(COLLECTED MATERIAL)
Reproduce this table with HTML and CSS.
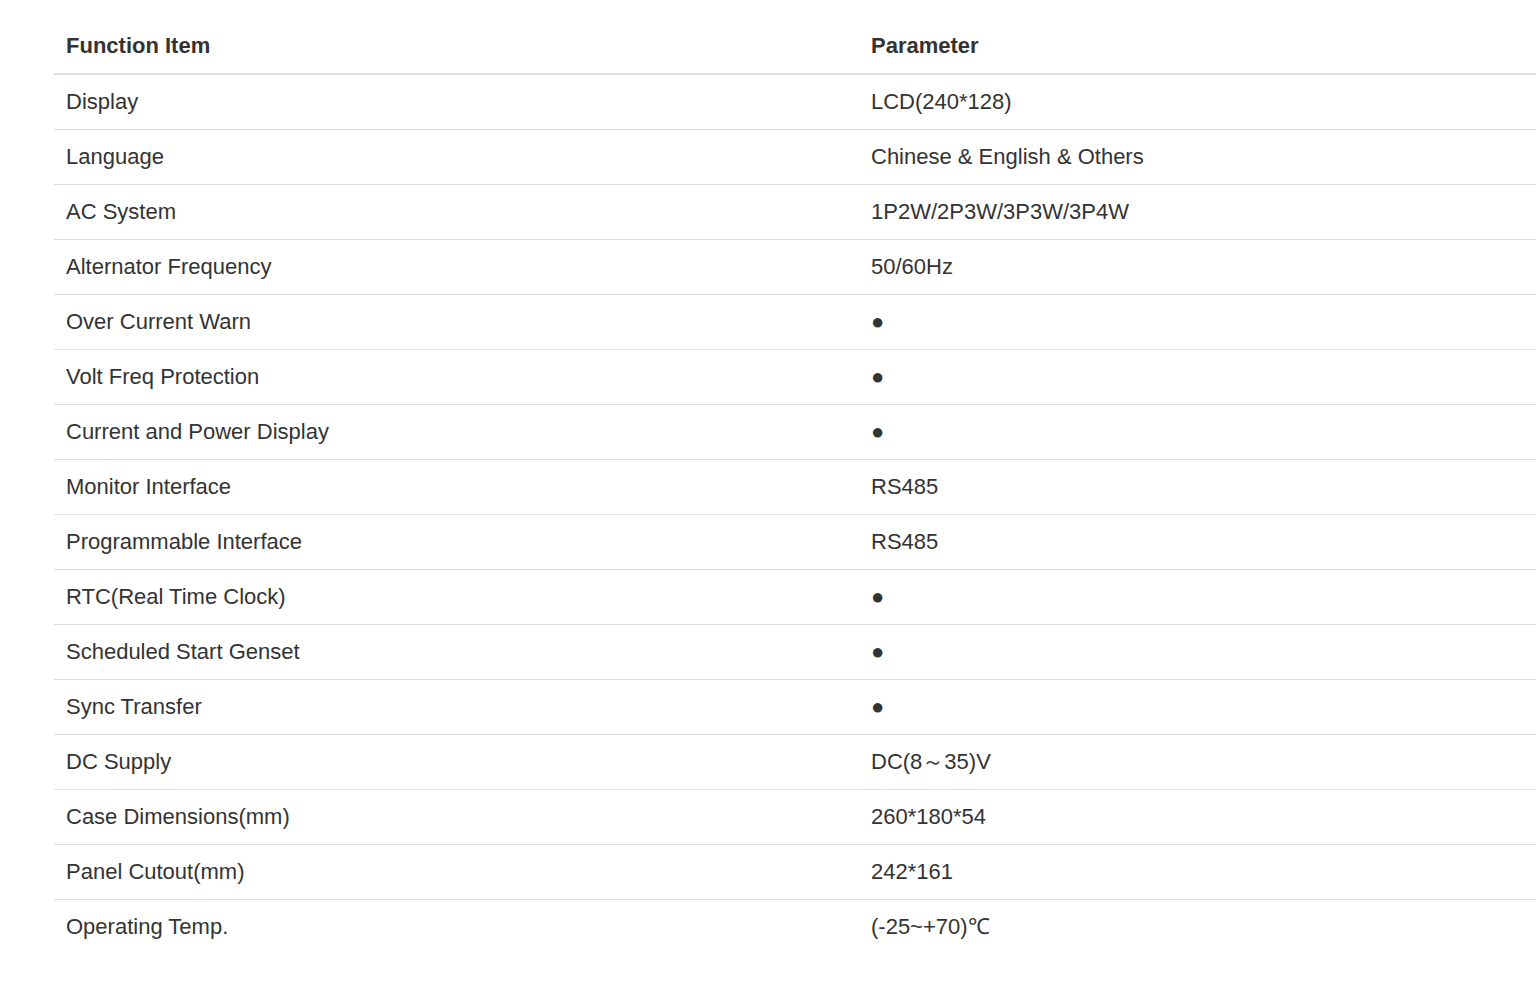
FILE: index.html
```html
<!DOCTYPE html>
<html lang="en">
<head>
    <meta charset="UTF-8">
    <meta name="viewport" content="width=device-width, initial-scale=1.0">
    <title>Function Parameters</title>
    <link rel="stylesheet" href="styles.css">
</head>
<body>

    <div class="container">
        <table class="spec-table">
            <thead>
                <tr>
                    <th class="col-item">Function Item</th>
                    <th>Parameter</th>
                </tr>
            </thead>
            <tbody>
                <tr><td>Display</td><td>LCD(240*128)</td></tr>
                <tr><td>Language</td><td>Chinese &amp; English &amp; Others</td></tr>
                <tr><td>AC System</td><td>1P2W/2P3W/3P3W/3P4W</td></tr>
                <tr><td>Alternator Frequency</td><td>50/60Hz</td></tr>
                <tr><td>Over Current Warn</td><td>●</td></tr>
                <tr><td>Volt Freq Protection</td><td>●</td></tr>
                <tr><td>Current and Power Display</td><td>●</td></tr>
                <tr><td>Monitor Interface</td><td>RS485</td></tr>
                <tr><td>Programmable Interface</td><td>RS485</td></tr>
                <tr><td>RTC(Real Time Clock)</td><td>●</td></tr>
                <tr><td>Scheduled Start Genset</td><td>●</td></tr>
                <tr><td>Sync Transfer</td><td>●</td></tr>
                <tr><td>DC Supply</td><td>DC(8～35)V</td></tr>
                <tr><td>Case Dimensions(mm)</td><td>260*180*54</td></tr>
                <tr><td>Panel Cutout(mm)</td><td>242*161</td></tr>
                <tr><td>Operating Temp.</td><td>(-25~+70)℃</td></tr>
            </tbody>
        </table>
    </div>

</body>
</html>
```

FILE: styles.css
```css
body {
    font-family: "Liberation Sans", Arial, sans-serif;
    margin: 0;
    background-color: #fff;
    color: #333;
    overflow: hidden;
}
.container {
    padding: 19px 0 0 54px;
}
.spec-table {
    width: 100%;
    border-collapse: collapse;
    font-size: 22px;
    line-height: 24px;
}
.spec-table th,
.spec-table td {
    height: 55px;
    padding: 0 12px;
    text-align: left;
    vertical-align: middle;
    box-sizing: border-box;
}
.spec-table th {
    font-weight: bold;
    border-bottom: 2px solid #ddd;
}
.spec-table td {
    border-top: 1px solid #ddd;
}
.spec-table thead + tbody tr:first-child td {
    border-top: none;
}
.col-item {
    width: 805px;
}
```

(WHAT TO WORK ON) From the material above, gather all lines that include the string "table" and copy them.

(COMPLETED EXERCISE)
Reproduce this table with HTML and CSS.
        <table class="spec-table">
        </table>
.spec-table {
.spec-table th,
.spec-table td {
.spec-table th {
.spec-table td {
.spec-table thead + tbody tr:first-child td {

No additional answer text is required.